#### [RECORD SET]

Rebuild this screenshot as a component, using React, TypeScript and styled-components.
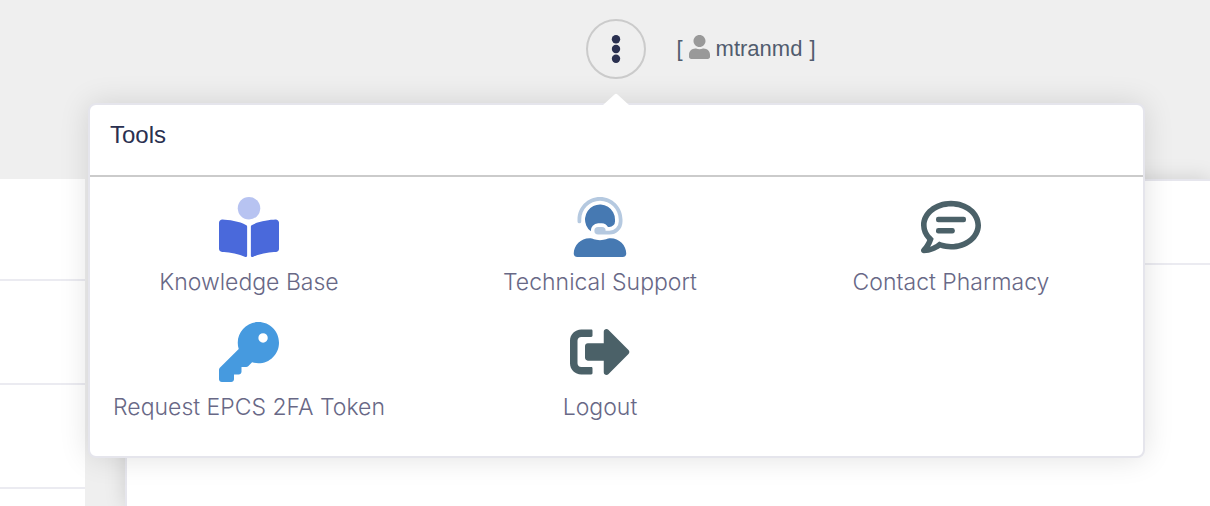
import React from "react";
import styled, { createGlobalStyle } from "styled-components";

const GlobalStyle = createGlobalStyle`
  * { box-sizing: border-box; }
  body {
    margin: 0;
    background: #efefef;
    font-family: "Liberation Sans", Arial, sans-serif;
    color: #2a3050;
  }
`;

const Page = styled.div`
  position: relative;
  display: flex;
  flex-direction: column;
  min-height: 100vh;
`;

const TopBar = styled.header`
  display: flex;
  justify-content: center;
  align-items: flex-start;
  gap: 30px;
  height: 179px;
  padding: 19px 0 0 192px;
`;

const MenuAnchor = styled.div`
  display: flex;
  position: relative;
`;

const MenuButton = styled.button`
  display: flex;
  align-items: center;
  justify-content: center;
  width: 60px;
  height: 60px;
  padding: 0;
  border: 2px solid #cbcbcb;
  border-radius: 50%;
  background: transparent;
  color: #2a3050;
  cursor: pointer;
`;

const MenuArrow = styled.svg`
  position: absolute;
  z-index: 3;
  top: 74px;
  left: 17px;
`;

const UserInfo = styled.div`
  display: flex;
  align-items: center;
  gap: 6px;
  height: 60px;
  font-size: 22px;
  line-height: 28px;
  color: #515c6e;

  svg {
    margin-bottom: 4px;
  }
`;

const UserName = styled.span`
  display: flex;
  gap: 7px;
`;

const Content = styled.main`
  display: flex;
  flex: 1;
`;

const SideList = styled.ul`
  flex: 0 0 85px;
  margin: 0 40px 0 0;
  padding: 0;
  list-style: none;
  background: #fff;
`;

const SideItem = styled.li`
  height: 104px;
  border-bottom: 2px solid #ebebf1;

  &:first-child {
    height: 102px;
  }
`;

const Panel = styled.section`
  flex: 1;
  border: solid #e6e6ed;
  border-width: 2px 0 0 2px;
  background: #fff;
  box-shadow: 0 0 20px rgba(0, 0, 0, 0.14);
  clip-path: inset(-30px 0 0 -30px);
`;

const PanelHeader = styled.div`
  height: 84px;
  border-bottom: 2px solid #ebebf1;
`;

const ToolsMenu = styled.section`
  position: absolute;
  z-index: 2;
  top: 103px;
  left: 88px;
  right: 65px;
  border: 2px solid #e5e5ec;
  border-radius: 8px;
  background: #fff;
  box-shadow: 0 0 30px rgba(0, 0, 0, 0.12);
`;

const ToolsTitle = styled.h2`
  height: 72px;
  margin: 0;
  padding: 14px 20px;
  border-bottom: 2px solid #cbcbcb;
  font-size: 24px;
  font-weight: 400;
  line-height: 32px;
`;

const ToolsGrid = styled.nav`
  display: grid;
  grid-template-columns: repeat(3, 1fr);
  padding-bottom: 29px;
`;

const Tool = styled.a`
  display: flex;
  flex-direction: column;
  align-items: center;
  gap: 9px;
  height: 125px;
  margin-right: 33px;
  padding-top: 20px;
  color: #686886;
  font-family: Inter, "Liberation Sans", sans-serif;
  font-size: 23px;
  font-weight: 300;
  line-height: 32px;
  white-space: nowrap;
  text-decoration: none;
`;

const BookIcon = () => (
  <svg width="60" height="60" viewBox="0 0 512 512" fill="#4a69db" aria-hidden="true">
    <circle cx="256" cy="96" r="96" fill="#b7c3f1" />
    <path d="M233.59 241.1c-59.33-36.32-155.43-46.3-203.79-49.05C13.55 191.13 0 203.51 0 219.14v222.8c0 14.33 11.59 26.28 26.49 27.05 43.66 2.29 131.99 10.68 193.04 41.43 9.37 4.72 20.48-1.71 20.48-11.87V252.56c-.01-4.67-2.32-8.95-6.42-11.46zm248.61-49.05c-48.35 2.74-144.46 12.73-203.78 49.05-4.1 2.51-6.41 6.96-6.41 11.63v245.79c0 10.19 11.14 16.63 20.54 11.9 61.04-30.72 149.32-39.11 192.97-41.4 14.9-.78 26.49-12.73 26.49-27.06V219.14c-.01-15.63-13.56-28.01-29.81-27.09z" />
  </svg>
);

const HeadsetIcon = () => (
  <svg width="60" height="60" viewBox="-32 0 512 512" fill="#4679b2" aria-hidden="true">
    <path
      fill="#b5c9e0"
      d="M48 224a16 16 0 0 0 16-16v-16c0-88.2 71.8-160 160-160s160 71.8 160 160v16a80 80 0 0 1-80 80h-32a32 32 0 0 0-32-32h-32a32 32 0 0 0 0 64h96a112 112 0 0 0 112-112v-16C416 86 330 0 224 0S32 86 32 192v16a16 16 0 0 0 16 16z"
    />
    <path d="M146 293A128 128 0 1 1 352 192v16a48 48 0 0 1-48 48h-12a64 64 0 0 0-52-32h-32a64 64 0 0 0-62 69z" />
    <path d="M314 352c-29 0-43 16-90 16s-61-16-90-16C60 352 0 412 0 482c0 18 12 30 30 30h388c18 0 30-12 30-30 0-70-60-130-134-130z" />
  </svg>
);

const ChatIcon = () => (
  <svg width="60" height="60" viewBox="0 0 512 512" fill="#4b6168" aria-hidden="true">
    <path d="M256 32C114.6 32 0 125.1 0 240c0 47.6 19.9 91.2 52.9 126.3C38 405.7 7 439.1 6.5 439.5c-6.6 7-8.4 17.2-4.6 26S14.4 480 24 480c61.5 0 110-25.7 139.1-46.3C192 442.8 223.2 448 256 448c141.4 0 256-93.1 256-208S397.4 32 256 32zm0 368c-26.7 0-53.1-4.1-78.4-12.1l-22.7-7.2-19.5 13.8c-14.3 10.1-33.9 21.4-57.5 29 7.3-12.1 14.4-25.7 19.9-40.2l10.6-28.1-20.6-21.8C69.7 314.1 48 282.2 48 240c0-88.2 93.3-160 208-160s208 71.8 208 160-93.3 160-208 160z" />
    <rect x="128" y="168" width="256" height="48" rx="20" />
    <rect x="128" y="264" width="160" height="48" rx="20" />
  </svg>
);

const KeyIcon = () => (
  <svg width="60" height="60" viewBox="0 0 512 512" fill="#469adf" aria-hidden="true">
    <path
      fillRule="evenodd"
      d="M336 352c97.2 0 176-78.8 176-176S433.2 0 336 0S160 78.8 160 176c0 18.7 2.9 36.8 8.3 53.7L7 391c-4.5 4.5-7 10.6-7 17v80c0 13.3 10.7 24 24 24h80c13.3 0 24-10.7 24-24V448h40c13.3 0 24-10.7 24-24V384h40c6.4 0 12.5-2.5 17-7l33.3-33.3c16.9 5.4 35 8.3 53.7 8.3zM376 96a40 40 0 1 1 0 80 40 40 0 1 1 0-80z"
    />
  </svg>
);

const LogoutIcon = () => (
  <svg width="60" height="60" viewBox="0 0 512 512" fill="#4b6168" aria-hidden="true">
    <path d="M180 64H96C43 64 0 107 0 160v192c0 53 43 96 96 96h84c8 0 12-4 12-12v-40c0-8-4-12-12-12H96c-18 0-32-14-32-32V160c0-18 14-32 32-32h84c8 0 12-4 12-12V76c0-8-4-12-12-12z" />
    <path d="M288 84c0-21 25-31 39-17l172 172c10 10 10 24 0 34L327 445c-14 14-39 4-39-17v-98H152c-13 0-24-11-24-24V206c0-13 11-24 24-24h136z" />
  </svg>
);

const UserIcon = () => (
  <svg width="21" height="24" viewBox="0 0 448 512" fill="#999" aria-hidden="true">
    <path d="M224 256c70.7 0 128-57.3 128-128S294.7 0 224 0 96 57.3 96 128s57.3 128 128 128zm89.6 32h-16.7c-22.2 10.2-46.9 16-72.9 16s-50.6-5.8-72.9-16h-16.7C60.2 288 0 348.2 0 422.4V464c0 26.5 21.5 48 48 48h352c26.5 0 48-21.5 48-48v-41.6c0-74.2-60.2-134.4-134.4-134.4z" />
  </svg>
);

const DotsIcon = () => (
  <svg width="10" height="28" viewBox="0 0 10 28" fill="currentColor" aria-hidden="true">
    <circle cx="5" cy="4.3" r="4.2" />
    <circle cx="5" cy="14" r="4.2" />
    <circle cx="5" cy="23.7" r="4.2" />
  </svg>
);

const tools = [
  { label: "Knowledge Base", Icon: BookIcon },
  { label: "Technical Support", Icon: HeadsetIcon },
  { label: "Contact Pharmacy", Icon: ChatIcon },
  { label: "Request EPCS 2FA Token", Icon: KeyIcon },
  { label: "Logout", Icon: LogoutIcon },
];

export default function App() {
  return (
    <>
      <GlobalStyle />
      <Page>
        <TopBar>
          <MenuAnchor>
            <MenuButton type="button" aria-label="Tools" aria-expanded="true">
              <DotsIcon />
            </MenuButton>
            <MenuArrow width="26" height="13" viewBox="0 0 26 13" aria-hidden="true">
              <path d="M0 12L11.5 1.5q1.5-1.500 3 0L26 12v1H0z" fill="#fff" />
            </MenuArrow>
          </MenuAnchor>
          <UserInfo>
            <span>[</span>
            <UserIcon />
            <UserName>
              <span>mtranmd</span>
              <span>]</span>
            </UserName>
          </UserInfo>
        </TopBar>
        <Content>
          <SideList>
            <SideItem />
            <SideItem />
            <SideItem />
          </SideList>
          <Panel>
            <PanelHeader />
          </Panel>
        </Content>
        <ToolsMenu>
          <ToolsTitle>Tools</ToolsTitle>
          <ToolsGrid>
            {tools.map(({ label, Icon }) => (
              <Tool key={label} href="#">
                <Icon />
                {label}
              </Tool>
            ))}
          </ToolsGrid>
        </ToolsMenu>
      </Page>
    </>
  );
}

...

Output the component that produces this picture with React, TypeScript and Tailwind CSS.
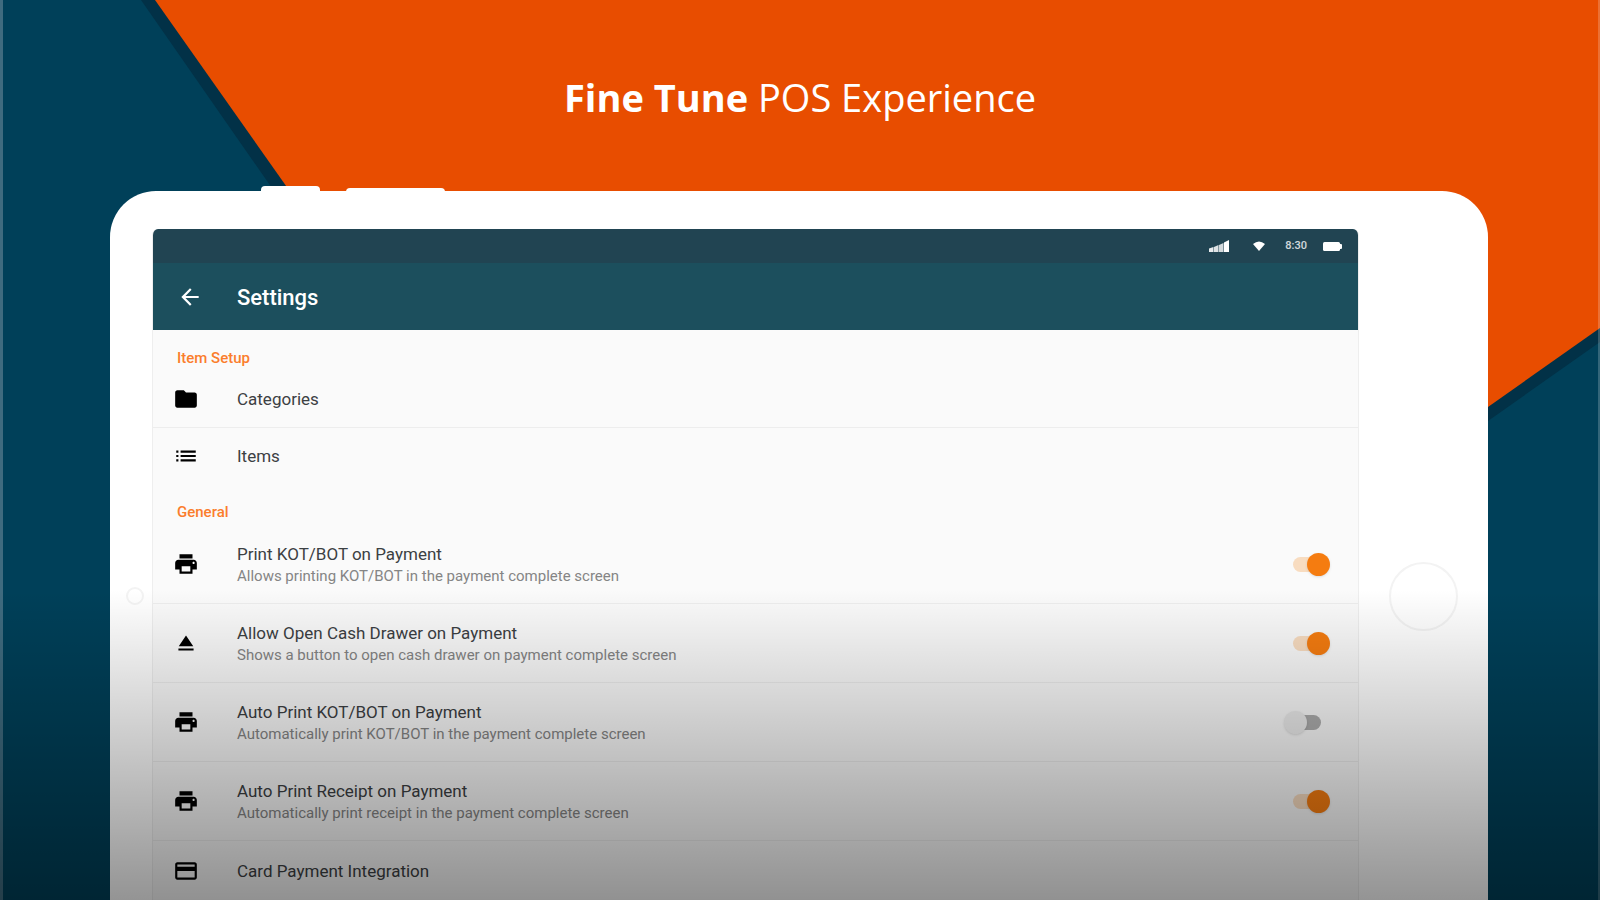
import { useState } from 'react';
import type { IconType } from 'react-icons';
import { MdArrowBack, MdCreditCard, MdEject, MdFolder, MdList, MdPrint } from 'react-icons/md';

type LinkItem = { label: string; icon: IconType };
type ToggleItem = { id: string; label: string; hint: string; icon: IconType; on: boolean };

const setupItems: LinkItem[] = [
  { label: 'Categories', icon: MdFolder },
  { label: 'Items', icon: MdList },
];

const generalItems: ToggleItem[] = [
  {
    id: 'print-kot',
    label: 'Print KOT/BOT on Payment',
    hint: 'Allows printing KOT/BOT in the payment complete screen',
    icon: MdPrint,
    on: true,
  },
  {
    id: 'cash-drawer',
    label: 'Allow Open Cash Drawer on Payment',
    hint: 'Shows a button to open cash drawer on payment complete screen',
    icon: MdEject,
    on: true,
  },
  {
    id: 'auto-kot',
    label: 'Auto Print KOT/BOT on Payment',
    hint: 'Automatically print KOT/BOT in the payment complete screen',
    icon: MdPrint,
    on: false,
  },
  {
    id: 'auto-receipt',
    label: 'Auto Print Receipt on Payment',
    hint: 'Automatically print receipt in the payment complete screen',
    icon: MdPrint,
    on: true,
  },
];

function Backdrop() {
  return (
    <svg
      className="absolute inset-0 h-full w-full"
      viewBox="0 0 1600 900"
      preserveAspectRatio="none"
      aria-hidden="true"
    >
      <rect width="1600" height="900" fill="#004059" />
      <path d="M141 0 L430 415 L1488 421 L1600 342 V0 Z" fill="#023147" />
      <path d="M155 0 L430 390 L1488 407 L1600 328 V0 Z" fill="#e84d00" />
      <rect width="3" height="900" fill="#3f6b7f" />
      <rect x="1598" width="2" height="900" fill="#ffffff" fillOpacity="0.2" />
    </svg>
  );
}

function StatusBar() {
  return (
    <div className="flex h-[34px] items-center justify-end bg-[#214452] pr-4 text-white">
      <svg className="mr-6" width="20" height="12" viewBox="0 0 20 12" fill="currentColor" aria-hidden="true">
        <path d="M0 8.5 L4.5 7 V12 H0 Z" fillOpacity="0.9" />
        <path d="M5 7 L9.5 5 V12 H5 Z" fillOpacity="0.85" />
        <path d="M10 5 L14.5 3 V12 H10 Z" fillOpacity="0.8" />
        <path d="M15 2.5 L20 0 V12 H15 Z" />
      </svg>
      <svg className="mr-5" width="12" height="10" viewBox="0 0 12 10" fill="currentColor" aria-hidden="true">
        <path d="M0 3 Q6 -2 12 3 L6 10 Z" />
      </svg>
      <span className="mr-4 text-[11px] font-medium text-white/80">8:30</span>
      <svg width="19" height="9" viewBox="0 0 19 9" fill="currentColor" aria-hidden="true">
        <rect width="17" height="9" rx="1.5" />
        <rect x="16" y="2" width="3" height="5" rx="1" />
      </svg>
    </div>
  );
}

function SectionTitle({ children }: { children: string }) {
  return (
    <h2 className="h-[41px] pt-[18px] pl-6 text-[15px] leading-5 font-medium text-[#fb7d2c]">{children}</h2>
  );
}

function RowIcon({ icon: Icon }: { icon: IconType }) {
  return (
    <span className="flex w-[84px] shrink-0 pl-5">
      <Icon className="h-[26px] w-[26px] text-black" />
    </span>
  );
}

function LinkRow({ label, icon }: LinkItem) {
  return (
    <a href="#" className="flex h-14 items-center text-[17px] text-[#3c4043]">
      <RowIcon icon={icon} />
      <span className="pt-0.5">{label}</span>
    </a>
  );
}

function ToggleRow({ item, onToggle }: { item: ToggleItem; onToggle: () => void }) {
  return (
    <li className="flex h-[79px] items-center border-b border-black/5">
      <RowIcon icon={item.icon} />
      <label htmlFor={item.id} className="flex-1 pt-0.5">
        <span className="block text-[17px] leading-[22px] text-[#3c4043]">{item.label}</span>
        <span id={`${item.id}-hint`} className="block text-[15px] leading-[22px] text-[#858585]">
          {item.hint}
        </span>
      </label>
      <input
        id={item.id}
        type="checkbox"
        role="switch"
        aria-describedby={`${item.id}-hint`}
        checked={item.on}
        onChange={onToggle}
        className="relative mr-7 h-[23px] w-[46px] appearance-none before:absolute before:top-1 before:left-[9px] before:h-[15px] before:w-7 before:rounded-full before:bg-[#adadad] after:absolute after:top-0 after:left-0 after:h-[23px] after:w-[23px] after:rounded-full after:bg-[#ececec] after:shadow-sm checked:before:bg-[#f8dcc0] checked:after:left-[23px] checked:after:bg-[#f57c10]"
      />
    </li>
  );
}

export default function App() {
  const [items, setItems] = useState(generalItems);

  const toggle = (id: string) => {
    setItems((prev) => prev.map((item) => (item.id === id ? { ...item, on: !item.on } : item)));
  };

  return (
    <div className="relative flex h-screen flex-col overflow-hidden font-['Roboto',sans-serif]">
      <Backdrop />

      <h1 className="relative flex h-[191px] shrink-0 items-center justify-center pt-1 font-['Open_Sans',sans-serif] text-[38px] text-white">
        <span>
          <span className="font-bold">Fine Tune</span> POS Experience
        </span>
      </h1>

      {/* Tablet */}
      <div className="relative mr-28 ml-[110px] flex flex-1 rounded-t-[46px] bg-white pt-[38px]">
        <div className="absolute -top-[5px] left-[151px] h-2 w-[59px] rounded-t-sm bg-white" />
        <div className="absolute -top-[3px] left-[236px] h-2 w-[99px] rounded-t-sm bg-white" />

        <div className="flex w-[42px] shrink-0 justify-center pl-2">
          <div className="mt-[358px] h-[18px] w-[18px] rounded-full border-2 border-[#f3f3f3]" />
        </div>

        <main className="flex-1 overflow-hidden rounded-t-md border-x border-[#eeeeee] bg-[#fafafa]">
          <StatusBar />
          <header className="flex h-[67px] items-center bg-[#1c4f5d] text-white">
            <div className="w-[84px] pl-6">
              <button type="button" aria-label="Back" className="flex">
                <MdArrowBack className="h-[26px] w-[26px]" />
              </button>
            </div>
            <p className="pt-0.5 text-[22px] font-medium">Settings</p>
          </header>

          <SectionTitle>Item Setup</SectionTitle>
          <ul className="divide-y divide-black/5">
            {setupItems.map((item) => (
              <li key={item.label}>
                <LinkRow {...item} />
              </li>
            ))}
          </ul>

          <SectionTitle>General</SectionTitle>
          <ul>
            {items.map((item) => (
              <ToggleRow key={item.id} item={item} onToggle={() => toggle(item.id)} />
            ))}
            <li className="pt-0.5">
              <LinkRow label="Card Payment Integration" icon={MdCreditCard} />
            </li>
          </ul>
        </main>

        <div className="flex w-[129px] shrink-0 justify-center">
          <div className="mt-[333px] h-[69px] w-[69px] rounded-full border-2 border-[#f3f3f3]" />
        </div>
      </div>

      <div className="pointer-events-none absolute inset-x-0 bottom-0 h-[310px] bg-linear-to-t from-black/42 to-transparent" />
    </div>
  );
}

#### [EXERCISE INSTRUCTIONS]
Look through the entries and return every line where "TypeScript" appears.

#### [SOLUTION TO THE EXERCISE]
Rebuild this screenshot as a component, using React, TypeScript and styled-components.
Output the component that produces this picture with React, TypeScript and Tailwind CSS.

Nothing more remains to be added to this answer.